For twenty years, boy and man, I have been an observer of the screen; for these sixteen years, come next Michaelmas, as editor of Photoplay. And I can say truthfully, having had occasion to know most of the famous folks of the screen, that, all in all, no actor can hide his real personality behind greasepaint, make-up, nor art. The camera reads the mind and unmasks the individual.
Clark Gable has never been the lady-killer in real life any more than he has on the screen.
He has been a stage actor for years. Starting out from a Pennsylvania Diutch family as a lad he has wandered all over America on his own. He has ridden the brake beams of a freight car. He has known hunger.
He has known women. He has been married twice (three times, some say) so he ought to know something of women. Six years ago, as a small part player on the same lot where he shines today above John Gilbert, he was unnoticed.
Then he returned to the theater under the management of Louis MacLoon, who, two years ago, held him under contract at the lowly figure of $175 a week.
Things went bad and MacLoon was forced to release him because there was no more work in sight.
He again sought work in the movies. This time fate was kind. He got the break.
I do not want to spoil any illusions but I must tell you about the first time I ever saw Clark Gable off the screen.
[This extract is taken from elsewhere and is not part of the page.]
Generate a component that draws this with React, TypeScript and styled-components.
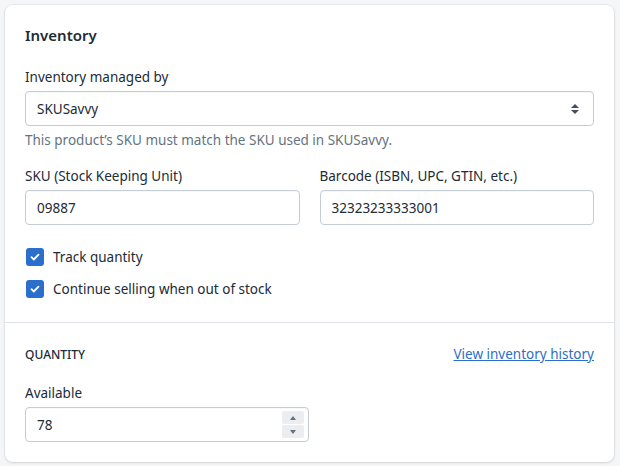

I was lunching in the Metro-Goldwyn-Mayer restaurant in Culver City when he came in.
A particularly effusive and beautiful blonde screen actress rushed up to him and introduced herself.
“Oh, Mr. Gable,” she gushed, “I think you are the finest actor on the screen.”
I have never seen a man more ill at ease. He looked around appealingly. He stood on one foot, then the other. I felt that under his rough, three-day beard (he was making retakes for “Susan Lenox”) he was blushing like a school boy.
“Thanks—ah—yes–thank you,” he stammered, “but I’m afraid there are a lot of them on this lot who know the tricks better than I do.”
“Oh, but Mr. Gable, everyone knows you are so wonderful—“
“Yes—thanks,” he said, “thanks—yes—thank you. I must be back on the set—yes—thank you.”
And the big tough-looking guy in the three-day beard rushed out of the restaurant and hid in his dressing room, lunching on a ham sandwich and a glass of milk.